Last month, the New York Times published an article claiming that one of the original leaders of the March had been pushed out of the movement because she was Jewish. Vanessa Wruble was told by Women’s March co-chairs Tamika Mallory and Carmen Perez that Jews needed to confront their own role in racism before taking on the rest of the movement’s aims.
In light of the anti-Semitism scandals, the third annual Women’s March that took place on Saturday in Washington was a much more subdued affair than in previous years with a significantly smaller turnout and a dearth of celebrities.
Many of the speakers attempted to address the accusations of anti-Semitism in their speeches. Perez said the charges “hurt my soul.”
“And I want to be unequivocal in affirming that Women’s March and I and my sisters condemn anti-Semitism and homophobia and transphobia in all forms. There is no defense of bigotry. There is no excuse for hate,” she stated.
Sarsour, however, said the controversies were little more than a smokescreen to cover up the real controversies plaguing America in the Trump era.

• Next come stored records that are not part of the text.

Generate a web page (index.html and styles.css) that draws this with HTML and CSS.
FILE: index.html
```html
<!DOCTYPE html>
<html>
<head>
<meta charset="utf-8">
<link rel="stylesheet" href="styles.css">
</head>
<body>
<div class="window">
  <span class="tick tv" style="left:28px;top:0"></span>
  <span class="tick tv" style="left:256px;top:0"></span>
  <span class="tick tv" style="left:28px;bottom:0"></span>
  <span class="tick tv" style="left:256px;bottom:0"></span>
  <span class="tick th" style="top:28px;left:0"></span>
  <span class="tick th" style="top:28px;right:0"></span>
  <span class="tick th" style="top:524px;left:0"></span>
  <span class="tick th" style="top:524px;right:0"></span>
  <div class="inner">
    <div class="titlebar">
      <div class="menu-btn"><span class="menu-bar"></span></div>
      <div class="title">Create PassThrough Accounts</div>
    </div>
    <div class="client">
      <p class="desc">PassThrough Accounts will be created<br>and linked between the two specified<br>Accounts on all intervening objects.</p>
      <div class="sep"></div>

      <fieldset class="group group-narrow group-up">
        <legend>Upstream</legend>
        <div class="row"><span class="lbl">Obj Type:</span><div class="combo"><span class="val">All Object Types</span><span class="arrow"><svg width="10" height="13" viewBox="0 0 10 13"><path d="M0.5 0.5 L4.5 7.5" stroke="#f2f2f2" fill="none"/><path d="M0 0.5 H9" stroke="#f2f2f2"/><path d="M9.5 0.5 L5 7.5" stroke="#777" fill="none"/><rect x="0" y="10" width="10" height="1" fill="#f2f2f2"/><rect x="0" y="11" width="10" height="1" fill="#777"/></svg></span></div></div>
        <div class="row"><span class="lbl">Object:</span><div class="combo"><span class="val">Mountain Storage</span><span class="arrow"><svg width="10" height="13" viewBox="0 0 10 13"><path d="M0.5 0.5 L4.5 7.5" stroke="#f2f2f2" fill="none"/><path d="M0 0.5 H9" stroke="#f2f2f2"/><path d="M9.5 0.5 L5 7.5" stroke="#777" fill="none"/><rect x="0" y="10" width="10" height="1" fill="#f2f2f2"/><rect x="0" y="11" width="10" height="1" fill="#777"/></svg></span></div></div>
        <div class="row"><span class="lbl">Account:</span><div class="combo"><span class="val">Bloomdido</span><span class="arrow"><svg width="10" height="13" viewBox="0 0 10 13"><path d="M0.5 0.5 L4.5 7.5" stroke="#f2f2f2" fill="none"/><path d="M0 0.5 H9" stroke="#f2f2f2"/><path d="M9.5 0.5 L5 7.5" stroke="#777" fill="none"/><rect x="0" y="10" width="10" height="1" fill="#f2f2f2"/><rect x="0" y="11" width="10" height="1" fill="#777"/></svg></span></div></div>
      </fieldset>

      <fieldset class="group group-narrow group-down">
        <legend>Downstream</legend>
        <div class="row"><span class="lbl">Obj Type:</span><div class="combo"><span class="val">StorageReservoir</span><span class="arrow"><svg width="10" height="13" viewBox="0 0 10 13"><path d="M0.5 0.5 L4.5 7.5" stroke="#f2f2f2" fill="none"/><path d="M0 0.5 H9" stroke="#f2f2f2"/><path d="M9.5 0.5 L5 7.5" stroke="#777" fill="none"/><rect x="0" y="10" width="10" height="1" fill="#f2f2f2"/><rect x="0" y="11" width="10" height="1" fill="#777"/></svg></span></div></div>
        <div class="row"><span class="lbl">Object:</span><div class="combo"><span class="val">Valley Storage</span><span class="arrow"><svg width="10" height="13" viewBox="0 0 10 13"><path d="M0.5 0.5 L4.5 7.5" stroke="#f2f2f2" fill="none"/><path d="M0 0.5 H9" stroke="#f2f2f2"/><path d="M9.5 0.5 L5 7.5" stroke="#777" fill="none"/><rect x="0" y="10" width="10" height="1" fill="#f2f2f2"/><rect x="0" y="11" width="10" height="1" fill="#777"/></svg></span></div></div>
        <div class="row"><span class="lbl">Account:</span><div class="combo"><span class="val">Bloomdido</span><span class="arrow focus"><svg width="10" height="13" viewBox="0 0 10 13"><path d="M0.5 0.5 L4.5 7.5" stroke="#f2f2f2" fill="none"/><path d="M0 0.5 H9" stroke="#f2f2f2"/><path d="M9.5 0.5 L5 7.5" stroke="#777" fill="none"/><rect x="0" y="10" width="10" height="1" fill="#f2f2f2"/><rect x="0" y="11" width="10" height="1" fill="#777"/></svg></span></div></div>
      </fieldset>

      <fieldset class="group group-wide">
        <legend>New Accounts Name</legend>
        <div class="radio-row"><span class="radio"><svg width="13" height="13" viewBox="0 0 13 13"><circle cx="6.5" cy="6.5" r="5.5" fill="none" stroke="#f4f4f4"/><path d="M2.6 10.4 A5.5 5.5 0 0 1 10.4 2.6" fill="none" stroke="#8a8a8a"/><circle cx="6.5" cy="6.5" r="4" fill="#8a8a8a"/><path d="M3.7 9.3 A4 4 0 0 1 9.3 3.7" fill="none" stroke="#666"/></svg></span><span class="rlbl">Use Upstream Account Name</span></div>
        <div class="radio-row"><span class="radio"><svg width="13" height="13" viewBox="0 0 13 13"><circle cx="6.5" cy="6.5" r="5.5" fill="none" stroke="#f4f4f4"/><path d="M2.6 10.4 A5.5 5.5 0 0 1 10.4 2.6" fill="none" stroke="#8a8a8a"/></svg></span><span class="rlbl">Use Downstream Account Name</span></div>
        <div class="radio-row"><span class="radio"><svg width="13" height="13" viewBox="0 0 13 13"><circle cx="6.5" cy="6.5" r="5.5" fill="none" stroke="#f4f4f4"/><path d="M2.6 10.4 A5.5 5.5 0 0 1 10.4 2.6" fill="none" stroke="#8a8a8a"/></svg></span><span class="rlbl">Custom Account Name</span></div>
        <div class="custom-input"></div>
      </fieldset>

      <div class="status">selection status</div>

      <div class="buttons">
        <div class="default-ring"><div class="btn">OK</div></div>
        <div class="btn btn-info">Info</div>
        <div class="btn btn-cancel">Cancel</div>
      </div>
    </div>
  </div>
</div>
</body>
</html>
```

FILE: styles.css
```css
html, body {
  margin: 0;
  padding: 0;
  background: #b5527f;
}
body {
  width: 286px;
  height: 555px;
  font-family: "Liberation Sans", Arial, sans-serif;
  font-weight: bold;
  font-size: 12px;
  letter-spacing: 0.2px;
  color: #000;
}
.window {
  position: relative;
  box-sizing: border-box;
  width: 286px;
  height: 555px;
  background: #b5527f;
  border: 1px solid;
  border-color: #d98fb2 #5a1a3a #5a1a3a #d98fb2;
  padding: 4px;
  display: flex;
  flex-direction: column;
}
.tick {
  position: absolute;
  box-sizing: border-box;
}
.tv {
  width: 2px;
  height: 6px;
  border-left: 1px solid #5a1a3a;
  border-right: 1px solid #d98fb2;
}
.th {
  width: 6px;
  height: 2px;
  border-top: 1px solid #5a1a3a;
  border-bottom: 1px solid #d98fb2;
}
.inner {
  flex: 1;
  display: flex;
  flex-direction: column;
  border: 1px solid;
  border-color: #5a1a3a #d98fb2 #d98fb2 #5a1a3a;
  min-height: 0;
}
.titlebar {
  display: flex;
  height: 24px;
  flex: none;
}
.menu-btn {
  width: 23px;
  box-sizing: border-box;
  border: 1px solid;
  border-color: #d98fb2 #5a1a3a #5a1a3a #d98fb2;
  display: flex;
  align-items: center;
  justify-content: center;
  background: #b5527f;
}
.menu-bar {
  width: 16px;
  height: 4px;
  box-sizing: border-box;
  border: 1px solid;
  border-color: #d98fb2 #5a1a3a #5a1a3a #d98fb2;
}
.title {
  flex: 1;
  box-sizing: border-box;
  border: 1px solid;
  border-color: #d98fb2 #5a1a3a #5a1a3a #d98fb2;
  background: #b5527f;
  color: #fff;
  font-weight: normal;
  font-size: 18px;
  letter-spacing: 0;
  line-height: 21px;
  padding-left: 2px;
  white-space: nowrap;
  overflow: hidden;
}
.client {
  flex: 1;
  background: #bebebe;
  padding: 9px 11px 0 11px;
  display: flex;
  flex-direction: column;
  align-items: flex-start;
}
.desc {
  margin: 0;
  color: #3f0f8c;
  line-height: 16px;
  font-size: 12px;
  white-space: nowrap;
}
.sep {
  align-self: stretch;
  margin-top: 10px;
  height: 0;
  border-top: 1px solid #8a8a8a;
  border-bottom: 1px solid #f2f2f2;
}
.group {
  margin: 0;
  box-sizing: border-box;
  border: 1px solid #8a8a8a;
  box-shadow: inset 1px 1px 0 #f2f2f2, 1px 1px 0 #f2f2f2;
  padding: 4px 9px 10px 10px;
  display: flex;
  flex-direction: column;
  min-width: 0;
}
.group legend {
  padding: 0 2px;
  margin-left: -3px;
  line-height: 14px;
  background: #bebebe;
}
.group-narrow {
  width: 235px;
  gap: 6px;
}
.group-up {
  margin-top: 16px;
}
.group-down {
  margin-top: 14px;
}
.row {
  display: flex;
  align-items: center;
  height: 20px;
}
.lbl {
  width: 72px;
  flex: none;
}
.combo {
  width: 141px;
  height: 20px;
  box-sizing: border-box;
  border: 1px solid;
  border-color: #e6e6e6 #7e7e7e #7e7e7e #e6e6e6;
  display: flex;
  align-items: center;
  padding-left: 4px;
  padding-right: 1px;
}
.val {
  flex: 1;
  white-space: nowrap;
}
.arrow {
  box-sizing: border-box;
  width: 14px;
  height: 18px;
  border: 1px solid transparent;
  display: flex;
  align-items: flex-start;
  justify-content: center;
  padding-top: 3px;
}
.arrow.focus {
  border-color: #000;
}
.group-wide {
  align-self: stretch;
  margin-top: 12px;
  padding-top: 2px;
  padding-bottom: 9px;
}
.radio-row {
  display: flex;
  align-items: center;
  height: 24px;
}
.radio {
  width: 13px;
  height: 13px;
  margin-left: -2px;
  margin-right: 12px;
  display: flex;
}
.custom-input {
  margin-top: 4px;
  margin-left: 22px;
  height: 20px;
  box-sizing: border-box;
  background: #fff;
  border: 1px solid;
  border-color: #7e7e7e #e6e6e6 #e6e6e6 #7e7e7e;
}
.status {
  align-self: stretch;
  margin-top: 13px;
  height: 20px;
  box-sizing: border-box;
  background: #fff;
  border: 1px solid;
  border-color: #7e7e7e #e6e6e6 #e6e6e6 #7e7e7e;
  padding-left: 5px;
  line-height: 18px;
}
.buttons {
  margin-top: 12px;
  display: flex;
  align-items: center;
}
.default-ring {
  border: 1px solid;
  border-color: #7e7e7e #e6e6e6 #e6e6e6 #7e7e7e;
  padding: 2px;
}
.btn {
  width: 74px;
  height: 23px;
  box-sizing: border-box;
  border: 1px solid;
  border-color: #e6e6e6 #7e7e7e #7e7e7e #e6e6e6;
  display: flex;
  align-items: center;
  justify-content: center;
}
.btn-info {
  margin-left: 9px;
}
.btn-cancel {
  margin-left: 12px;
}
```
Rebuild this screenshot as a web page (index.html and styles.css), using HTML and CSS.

“The media can talk about whatever controversy they want, but the real controversy was in the White House,” she said. “What’s controversial is a president and administration that cages children. That throws tear gas at human beings at the border. A president who wants to take back rights for LGBTQ people. What’s controversial is our complicit support for a Saudi-led war in Yemen. Controversy is collusion with Russia. So if you want to talk about controversy, let’s start talking about the real controversy.”
An ardent supporter of the boycott movement against Israel, Sarsour also called on protesters to stand up for “free speech and our constitutional right to boycott, divestment and sanctions in these United States of America.”
She also described fellow Palestinian-American BDS supporter, the newly elected congresswoman Rashida Tlaib, as her “favorite” new voice on Capitol Hill.
Mallory, who only a few days earlier declined to acknowledge the Jewish people’s right to a state of its own, nodded while Sarsour made her comment expressing support for the BDS movement.
In another post Saturday, Morganfield said Mallory had become “the face of antisemitism.”
Two months prior, she accused both Mallory and Sarsour of using “antisemitic rhetoric” and called on all the Women’s March co-chairs to resign.
“Tamika and Linda have betrayed all women by their subservience to radical religious beliefs that do not believe in equal rights for women. … All six [leaders] should step down. It is a board of six friends and zero accountability,” she said.